飯田氏と村瀬氏は「視聴者の見る力を信じる」という考えにも意気投合した。飯田氏が「海外作品が手軽に見られるようになったこともあり、視聴者の見る力は格段に上がっていると思うので、これに合わせた作り方を意識しています。『VIVANT』でも視聴者を信じて説明過多を避けたら、かえって反応が集中したんですよ」と実感を込めて話すと、村瀬氏も具体例を挙げた。

「視聴者を信じたから、『silent』では音がない12分間のワンカットを作った。テレビでムーブメントを起こしたら受け入れられ、喜んでくれるものだと思っています」と振り返りながら、「テレビはマスだからといって、わかりやすくする必要はない。正解なんてわからないことをテレビはやっているのだから、視聴者を信じるのみです」と力強く語った。

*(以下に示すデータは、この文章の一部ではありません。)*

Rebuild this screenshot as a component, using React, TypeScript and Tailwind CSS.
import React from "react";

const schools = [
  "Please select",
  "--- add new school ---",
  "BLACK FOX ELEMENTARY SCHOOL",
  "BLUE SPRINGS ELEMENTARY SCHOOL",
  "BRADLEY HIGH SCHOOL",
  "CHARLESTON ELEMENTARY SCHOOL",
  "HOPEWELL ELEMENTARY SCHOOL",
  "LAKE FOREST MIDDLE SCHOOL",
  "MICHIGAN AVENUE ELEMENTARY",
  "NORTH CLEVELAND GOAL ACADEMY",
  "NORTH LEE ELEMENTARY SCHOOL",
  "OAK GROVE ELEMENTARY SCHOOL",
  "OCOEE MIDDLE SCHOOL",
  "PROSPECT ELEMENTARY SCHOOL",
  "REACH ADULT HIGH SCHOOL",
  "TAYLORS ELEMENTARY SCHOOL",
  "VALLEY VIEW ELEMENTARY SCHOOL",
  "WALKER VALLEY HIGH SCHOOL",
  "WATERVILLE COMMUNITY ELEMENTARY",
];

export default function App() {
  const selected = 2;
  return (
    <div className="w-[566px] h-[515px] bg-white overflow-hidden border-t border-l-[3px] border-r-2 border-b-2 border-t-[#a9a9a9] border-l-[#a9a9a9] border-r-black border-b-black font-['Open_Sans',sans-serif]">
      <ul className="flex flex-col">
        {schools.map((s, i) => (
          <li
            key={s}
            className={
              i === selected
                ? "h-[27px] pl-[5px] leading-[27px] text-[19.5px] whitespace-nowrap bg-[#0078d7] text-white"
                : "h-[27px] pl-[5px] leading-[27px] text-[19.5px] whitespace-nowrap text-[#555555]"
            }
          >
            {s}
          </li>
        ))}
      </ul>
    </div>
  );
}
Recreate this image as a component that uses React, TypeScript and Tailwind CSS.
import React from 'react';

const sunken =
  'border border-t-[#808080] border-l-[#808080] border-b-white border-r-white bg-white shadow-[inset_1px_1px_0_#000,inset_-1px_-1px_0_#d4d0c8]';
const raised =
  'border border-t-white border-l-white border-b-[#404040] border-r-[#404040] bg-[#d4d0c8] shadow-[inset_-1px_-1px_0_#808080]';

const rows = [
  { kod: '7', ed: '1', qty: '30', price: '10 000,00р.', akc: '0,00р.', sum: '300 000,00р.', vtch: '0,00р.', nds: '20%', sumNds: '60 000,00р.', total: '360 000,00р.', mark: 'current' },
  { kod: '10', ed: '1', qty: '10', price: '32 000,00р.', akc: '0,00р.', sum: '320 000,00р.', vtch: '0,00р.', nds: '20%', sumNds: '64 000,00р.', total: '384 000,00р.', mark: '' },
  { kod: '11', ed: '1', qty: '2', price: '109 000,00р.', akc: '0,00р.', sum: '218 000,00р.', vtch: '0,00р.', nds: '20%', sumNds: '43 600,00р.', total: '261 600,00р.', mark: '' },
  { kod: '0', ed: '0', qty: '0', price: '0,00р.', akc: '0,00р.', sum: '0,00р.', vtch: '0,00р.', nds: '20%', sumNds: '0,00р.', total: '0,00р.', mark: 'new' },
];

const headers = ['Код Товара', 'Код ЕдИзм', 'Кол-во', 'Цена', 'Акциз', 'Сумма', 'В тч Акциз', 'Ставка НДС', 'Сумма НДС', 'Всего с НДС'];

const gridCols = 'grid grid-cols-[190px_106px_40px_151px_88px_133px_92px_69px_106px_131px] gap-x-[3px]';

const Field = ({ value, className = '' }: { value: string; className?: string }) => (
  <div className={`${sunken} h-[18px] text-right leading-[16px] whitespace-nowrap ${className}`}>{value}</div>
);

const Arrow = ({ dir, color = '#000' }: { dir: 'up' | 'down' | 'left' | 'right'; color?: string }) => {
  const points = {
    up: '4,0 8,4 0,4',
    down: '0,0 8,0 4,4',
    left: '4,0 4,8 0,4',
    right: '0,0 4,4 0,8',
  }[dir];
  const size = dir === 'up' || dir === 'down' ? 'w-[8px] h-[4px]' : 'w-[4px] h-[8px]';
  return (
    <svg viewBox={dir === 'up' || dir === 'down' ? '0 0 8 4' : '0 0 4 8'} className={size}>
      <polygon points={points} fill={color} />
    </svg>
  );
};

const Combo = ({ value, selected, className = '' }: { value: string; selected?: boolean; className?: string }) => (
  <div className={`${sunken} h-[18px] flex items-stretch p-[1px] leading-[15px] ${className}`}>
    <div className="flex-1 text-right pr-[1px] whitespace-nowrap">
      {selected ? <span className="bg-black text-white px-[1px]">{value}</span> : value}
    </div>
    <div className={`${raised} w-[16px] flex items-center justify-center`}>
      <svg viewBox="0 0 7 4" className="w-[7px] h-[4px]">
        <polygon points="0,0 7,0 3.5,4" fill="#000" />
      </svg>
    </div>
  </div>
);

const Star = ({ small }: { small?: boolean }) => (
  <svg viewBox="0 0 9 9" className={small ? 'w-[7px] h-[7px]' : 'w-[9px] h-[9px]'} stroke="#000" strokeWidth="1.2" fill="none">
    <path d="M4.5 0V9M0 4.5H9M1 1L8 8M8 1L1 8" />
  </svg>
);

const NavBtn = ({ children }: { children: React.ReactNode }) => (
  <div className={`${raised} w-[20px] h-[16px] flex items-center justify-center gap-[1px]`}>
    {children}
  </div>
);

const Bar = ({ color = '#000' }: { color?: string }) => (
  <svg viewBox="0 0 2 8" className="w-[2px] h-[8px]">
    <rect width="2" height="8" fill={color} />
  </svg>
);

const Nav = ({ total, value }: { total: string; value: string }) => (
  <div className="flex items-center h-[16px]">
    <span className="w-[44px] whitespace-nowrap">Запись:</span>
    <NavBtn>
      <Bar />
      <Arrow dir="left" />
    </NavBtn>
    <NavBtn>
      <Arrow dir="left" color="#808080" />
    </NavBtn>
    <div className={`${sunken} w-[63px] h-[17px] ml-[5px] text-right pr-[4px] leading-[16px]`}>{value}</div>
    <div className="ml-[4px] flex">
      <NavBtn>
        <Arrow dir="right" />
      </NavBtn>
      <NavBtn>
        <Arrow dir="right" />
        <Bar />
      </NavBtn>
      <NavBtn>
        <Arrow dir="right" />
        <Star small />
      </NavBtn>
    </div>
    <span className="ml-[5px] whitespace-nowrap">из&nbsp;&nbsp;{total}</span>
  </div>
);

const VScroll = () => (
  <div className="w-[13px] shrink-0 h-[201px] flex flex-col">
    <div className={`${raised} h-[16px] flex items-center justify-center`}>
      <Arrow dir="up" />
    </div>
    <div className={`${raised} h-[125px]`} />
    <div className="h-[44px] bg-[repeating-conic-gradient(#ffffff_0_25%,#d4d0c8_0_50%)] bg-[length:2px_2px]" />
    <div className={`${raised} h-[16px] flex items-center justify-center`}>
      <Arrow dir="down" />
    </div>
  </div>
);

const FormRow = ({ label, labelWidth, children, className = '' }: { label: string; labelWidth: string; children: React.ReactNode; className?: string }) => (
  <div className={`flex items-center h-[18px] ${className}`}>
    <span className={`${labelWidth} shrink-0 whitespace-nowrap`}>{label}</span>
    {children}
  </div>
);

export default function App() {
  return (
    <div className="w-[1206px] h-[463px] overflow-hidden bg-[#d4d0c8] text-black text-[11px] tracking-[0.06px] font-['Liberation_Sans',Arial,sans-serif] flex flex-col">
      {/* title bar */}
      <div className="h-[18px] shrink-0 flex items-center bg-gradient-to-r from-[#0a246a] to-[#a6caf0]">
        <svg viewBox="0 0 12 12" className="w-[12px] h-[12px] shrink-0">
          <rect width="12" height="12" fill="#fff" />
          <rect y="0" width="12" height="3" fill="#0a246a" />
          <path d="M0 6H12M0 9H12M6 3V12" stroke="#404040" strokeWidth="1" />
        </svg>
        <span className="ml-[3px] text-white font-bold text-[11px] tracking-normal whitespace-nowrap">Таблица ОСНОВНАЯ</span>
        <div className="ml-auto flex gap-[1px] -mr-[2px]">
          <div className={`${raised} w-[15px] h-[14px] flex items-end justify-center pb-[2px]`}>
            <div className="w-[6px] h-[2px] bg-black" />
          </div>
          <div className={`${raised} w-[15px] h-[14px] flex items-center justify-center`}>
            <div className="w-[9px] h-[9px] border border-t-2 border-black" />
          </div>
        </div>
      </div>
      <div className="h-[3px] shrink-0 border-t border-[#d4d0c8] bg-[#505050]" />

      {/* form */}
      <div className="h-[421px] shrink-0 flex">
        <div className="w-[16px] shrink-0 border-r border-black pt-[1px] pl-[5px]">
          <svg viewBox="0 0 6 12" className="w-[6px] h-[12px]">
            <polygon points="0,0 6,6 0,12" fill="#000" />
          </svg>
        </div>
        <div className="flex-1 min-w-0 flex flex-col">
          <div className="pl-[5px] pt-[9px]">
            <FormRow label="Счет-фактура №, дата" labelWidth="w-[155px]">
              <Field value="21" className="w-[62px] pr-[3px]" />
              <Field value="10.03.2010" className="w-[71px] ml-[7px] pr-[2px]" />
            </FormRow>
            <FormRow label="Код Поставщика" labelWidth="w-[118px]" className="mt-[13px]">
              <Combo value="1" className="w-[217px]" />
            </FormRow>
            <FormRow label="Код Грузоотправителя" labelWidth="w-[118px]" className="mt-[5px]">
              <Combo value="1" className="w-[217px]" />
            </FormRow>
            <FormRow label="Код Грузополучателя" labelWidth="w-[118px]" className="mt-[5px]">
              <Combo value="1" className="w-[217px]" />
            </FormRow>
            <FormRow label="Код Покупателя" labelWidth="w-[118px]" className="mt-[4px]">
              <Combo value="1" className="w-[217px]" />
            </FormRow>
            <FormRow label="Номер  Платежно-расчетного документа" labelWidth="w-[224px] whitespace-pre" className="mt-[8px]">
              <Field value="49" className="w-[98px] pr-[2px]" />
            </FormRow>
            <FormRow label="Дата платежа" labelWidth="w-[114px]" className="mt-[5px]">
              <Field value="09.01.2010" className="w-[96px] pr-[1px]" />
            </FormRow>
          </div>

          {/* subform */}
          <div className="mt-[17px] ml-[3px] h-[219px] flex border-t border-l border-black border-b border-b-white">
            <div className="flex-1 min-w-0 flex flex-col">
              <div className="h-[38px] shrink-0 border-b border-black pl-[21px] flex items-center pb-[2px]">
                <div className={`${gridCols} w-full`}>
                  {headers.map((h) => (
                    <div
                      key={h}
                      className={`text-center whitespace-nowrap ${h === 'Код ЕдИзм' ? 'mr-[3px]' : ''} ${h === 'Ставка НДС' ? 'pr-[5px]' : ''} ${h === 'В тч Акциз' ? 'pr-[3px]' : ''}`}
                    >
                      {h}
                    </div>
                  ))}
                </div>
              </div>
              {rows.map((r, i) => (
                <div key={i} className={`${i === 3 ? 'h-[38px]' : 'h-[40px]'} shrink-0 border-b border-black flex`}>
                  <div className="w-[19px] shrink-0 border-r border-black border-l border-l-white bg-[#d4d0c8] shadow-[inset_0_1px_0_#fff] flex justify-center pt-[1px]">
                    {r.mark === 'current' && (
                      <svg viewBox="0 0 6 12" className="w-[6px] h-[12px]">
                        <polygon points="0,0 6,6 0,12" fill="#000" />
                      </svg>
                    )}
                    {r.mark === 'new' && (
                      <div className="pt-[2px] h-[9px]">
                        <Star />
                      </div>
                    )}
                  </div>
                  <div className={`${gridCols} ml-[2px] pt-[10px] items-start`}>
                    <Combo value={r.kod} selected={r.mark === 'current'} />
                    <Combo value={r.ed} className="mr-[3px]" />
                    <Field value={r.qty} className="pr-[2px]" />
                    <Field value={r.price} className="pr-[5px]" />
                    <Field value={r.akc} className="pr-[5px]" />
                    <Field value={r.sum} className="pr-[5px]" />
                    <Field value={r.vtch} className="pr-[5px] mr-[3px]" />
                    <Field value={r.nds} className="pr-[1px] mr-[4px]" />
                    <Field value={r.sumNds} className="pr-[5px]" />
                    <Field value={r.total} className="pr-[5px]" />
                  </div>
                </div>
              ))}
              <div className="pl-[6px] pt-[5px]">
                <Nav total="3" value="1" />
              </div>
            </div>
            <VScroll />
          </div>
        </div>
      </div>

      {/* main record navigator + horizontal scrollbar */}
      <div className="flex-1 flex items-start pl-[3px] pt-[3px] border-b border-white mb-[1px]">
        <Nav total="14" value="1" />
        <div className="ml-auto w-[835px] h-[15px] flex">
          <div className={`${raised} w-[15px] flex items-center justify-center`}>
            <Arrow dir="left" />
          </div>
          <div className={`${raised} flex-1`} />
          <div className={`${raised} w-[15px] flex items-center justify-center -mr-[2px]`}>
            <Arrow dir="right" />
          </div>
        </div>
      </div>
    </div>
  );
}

ドラマセッションにおいても最後に「今、あらためて、テレビ」の全体テーマに沿ってテレビの価値を一言で表し、飯田氏は「リアルタイム」を挙げた。

「同じ時間に同じ番組を見て、さまざまな感情を生み出すものはテレビしかありません。リアルタイムから結びつけていけることが自分にとっても一番の幸せです」と説明した。

村瀬氏は「良い意味での暴力性」がテレビの最大の強みだという。「スポンサーのおかげで、0円視聴できる環境があるなかで、テレビは良い意味でも悪い意味でも圧倒的に何かを伝えることができる暴力性があります。暴力性があるからこそ優しいものを作っていきたい」と村瀬氏らしく哲学的に伝えた。

■タイパ時代にバラエティ番組をどう作るのか

同イベントのラストを飾ったバラエティ番組セッションには『ぐるぐるナインティナイン』総合演出の日本テレビ・三浦伸介氏と、『アメトーーク!』エグゼクティブプロデューサーのテレビ朝日・加地倫三氏、『出川哲朗の充電させてもらえませんか?』プロデューサーのテレビ東京・鈴木拓也氏の3人が登壇し、枡田絵理奈アナウンサーが再び進行役を務めた。

YouTubeやTikTokと比較したテレビバラエティの特徴や影響力、そして時代によって変化する視聴者感情を意識した番組作りなどについて意見が交換されていくなかで、タイパの時代の番組作りへの答えはそれぞれ制作者の心意気が表れた。

日本テレビ・三浦氏は「時代だからしょうがないとも思っています。面白くないものは早回しされますが、面白いものは早回ししないのが現実。ですから一生懸命作るだけです」と潔く語り、テレビ朝日・加地氏は「タイパ時代だからこそ、長いものをやってやろうと逆らっていきたい」と言い切った。

またテレビ東京・鈴木氏はより具体的に「若年層にとって、レギュラー1時間、スペシャル2時間のバラエティ番組は長く感じることを想定して、基本的に1分、5分と短い区切りの中で編集しています。面白い5分が積み重なって30分の番組になるという考えです」と説明した。

そして、テレビバラエティをどう進化していくべきか、今後の方向性を踏まえてテレビの価値を表した一言に三浦氏は「教育」を選び、加地氏は「バカな事を真面目にやる」、鈴木氏は「挑戦」を挙げ、セッションをまとめていた。

以上が、民放キー局5局が初開催した「テレビカンファレンス2023」の全貌である。サントリーの基調講演から始まり、報道、アナウンサー、ドラマ、営業、帯番組、バラエティまで、いずれも欠かせないテレビの要素をあらためて伝えるものだった。今考えられるテレビの価値を共有した先に何があるのか、その答えをできれば時を移さず出していくことが同カンファレンスを開催した価値となっていきそうだ。